Are farming, food, environmental and conservation concerns, and rural affairs each given proper weight by the Department, and is the Department engineered to deliver its objectives?

  We feel that much needs to be done at a strategic level to bring together these areas of responsibility. At the moment, they are still implemented separately, and this is resulting in a slow pace of change. The question itself implies an inevitable conflict between these areas. There might competition in the allocation of resources within DEFRA, but that problem would be alleviated considerably if resource allocation was based on integrated strategy. Too much time at both ministerial and senior official level seems to be taken up with the burden of reaction to external drivers, or to administering the current portfolio of schemes and interventions. This is not an environment in which serious change will flourish.

  The current balance appears to us to be about right, at least at ministerial level. In terms of senior staff resources, we perceive that rural affairs is seriously under staffed, and consequently, the rural livelihood aspect of development and change comes second-best to environmental and conservation issues. The danger is that people in the countryside are seen as part of the problem rather than part of the solution. Apart from the fact that, in the almost exclusively man-made and man-maintained UK countryside, this would be a contradiction, it also creates a feeling of increased alienation in rural communities. As an example, the recent press announcements and resources allocated to wildlife crime coincided with a time when police resources to cope with human crime prevention and detection in the countryside are inadequate. This is a comment on the level of resources allocated to rural development and rural proofing, and not a comment on the competence of the ministerial or senior civil service capability (which we believe is good).

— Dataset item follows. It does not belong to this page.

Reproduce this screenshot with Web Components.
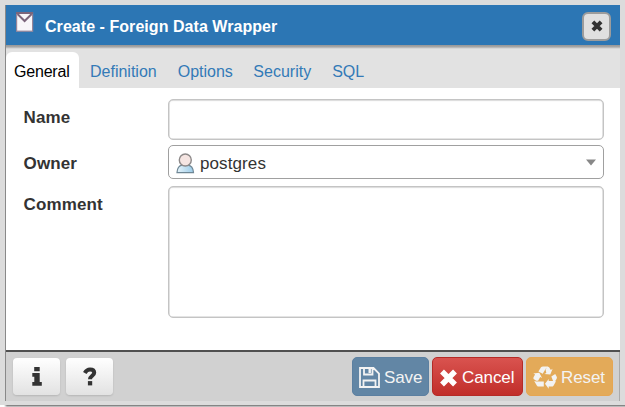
<!DOCTYPE html>
<html lang="en"><head><meta charset="utf-8"><title>Create - Foreign Data Wrapper</title>
<style>
html,body{margin:0;height:100%;overflow:hidden;background:#dcdcdc}
body{font-family:"Liberation Sans",Arial,sans-serif;font-size:17px}
</style></head><body>
<wrapper-dialog></wrapper-dialog>
<script>
const define=(name,html)=>customElements.define(name,class extends HTMLElement{
  constructor(){super();this.attachShadow({mode:'open'}).innerHTML=html;}
});

define('dialog-header',`<style>
:host{display:flex;box-sizing:border-box;height:40px;background:#2c76b4;color:#fff;padding:0 9px 0 10px;align-items:center}
.t{font-weight:700;font-size:16px;margin-left:11px;padding-top:3px;flex:1;white-space:nowrap;letter-spacing:.05px}
.i{width:18px;height:20px;margin-bottom:6px}
button{box-sizing:border-box;width:29px;height:29px;border:2px solid #9c9c9c;border-radius:6px;background:#e0e0e0;padding:0;display:grid;place-items:center;margin-top:2px}
</style>
<svg class="i" viewBox="0 0 18 20"><rect x=".6" y=".8" width="16" height="18.4" fill="#f8f7fa" stroke="#978699" stroke-width="1.2"/><path d="M0 1h17M1.500 2l7.100 7L15.700 2" fill="none" stroke="#7b667c" stroke-width="2"/></svg>
<span class="t"><slot></slot></span>
<button aria-label="Close"><svg width="12" height="12" viewBox="0 0 12 12"><path d="M1.900 1.900l8.200 8.200M10.100 1.900L1.900 10.100" stroke="#333" stroke-width="3.900"/></svg></button>`);

define('tab-strip',`<style>
:host{display:flex;box-sizing:border-box;height:43px;padding-top:7px;background:linear-gradient(#969696 0,#a8a8a8 2px,#cacaca 3px,#e2e2e2 4px,#e2e2e2);color:#337ab7;font-size:16px}
</style><slot></slot>`);

define('tab-item',`<style>
:host{display:block;box-sizing:border-box;height:36px;padding:10px 0 0 11px;line-height:19px;white-space:nowrap}
:host([active]){width:73px;background:#fff;color:#000;border-radius:6px 6px 0 0;padding-left:8px;letter-spacing:-.2px}
</style><slot></slot>`);

define('form-row',`<style>
:host{display:grid;grid-template-columns:145px 436px;color:#333}
.l{font-weight:700;line-height:20px;padding:9px 0 0 .6px;letter-spacing:.1px}
</style><span class="l"><slot name="label"></slot></span><slot></slot>`);

define('text-box',`<style>
:host{display:block;box-sizing:border-box;height:41px;border:1px solid #c4c4c4;border-radius:5px;background:#fff;box-shadow:inset 0 0 0 .5px #c9c9c9,inset 0 1px 2px #0001}
:host([multiline]){height:132px}
</style>`);

define('select-box',`<style>
:host{display:flex;align-items:center;box-sizing:border-box;height:34px;border:1px solid #a0a0a0;border-radius:5px;background:#fff;padding:0 7px;color:#333}
span{flex:1;margin-left:5px;padding-top:4px;line-height:20px;letter-spacing:.1px}
.u{margin-top:2px}
</style>
<svg class="u" width="19" height="21" viewBox="0 0 19 21"><defs><linearGradient id="g" x2="1"><stop stop-color="#e6f4fb"/><stop offset="1" stop-color="#9bcbe8"/></linearGradient></defs>
<path d="M1 19.600C1.300 15.500 3.600 12.600 6 12.200h6c3 .4 5.200 3.300 5.500 7.400z" fill="url(#g)" stroke="#6f8795" stroke-width="1.200"/>
<circle cx="9.300" cy="7" r="6" fill="#f5e5e2" stroke="#8d8989" stroke-width="1.400"/></svg>
<span><slot></slot></span><svg width="10" height="7" viewBox="0 0 10 7"><path d="M0 .5h10L5 6.500z" fill="#888"/></svg>`);

define('tool-button',`<style>
:host{display:grid;place-items:center;box-sizing:border-box;width:47px;height:37px;border-radius:4px;background:linear-gradient(#fff,#e2e2e2);box-shadow:0 1px 2px #0002;color:#333}
</style><slot></slot>`);

define('action-button',`<style>
:host{display:flex;align-items:center;box-sizing:border-box;height:39px;border-radius:5px;border:1px solid;padding:2px 0 0 6px;color:#f3f3f3;white-space:nowrap;line-height:20px}
:host([kind=save]){width:77px;background:#6286a5;border-color:#5c80a1}
:host([kind=cancel]){width:91px;background:linear-gradient(#d9534f,#c12e2a);border-color:#b52b27;color:#fff}
:host([kind=reset]){width:87px;background:#e3aa59;border-color:#e6a652}
::slotted(svg){margin-right:4px;flex:none}
:host([kind]){letter-spacing:-.1px}
</style><slot></slot>`);

define('dialog-footer',`<style>
:host{display:flex;box-sizing:border-box;height:51px;border-top:2px solid #505050;background:linear-gradient(#aaa,#aaa) right/1px 100% no-repeat #d1d1d1;padding:5px 7px 0}
.sp{flex:1}
tool-button{margin:1px 6px 0 0}
action-button+action-button{margin-left:3px}
</style>
<tool-button><svg width="10" height="19" viewBox="0 0 10 19"><path d="M2.200 0h5.500v4.200H2.200zM.3 6h7.400V15H9.800V18.700H.3V15h2V9.700h-2z" fill="#333"/></svg></tool-button>
<tool-button><svg width="14" height="19" viewBox="0 0 14 19"><path d="M1.800 6C3.200 3.500 4.800 2.500 7 2.500c2.800 0 4.200 1.300 4.200 3.200 0 3-4.200 3.100-4.200 6.600" fill="none" stroke="#333" stroke-width="4"/><path d="M4.900 14.100h4.300v4.300H4.900z" fill="#333"/></svg></tool-button>
<span class="sp"></span>
<action-button kind="save"><svg width="21" height="21" viewBox="0 0 21 21" fill="none" stroke="#f3f3f3" stroke-width="1.800"><path d="M1 1h13.500L20 6.500V20H1zM4.500 20v-6.500h12V20M5 1v6.500h8.500V1"/><path d="M10.700 2v4" stroke-width="2.400"/></svg>Save</action-button>
<action-button kind="cancel"><svg width="19" height="18" viewBox="0 0 19 18"><path d="M3 2.500l13 13M16 2.500l-13 13" stroke="#fff" stroke-width="5.500"/></svg>Cancel</action-button>
<action-button kind="reset"><svg width="24" height="23" viewBox="0 0 24 23" fill="#f3f3f3"><path d="M5.400 5.500L8 1.200Q8.600.4 10 .4h5.200q-1.500.6-2.500 2.300L9.700 7.800zM12.600 3.500L14.300.8q1.200-.5 2 .6l1.500 2.500 1.800-1.100-2.300 5.600-6-.3 2-1.100zM18.300 10.500l3.900-2.500 1.400 2.400q.7 1.300-.1 2.600l-2.600 4.300q-.2-1.400-1-2.700zM23 15.200l-2.500 4.500q-.6.900-2 .9h-2.800v2.100L12 17.800l3.700-4.900v2.200h5q1.500 0 2.300.1zM10.800 15.400v5.200H6q-1.400 0-2.200-1.200L1.200 15q1.200.5 2.500.4zM3.200 14.700L.6 12.900q-.5-1 .2-2.100l1.300-2.200L.3 7.500l6-.8 2.800 5.400-1.900-1.100-2.100 3.700z"/></svg>Reset</action-button>`);

define('wrapper-dialog',`<style>
:host{display:block;width:625px;height:407px;box-sizing:border-box;padding:5px 5px 0;background:linear-gradient(90deg,#fff 4px,transparent 7px) 0 405px/100% 2px no-repeat,linear-gradient(#dcdcdc 404.500px,#858585 405px,#858585 406px,#bbb 406px)}
.d{display:flex;flex-direction:column;box-sizing:border-box;width:615px;height:396px;border-left:1px solid #898989;background:#fff}
.f{flex:1;display:grid;align-content:start;padding:11px 0 0 17px}
form-row{margin-bottom:5px}
form-row:nth-child(2){margin-bottom:7px}
</style>
<div class="d"><dialog-header>Create - Foreign Data Wrapper</dialog-header>
<tab-strip><tab-item active>General</tab-item><tab-item>Definition</tab-item><tab-item style="padding-left:21px">Options</tab-item><tab-item style="padding-left:20.500px">Security</tab-item><tab-item style="padding-left:21px">SQL</tab-item></tab-strip>
<div class="f"><form-row><span slot="label">Name</span><text-box></text-box></form-row>
<form-row><span slot="label">Owner</span><select-box>postgres</select-box></form-row>
<form-row><span slot="label">Comment</span><text-box multiline></text-box></form-row></div>
<dialog-footer></dialog-footer></div>`);
</script></body></html>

What has been the impact on the role and influence of the Environmental Protection Group and the Wildlife and Countryside Directorate on their transfer from the former DETR?

  The Alliance believes that the impact has not changed, but we hope that these groups will be more relevant to overall rural development as time progresses. Their involvement with the Prime Minster's Contact Group on Food and Faming is welcome. Perhaps they should also participate more fully in the Rural Affairs Forum for England?

What objectives has the Department set itself in pursuing the rural affairs agenda; in what areas of policy other than those dealt with directly by the Department has it sought to make the case for rural affairs, and what examples are there of success?

  The publication of the first rural proofing review by the Rural Advocate, Ewen Cameron was welcome and successful. The Alliance was amongst the more cynical of organisations when this operation was set-up, even though we are very much in favour of the principle of rural proofing which formed a key recommendation of our Real Rural Agenda in June 2001. Ewen Cameron's report was excellent and went a great deal further than we thought possible at such an early stage. We have two points of serious criticism.

  Firstly, Government departments, DEFRA and the Countryside Agency seem to consider that the end-point of rural proofing is a tool kit for them to use, and then simply announce that they have applied it. That is not acceptable. Rural proofing should be a tool for accountability, and the results of both internal and external rural proofing exercises should be published. In fact, we believe that rural proofing should be the backbone of the work of your Select Committee, and should be formally reviewed by you each year on the publication of the report by the Rural Advocate.

  Secondly, we believe that Ewen Cameron's dual roles as both the Rural Advocate and Chair of the Countryside Agency, is untenable. The Agency itself is a major recipient of Government grants and is an implementing agency for a number of major projects. If the Rural Advocate is really to be seen as the impartial but doughty defender of rural people, then he must be divorced from the implementation of policy decisions. We would not ask the Chief Inspector of Schools to both run schools and then inspect them.

CONCLUSION

  The Alliance has kept its response to this Inquiry as brief as possible, and we have tried not to duplicate views that we have expressed elsewhere. The Alliance is more than happy to provide further information, and to give oral evidence.

  We are grateful for the opportunity to express our views on this issue to the Select Committee.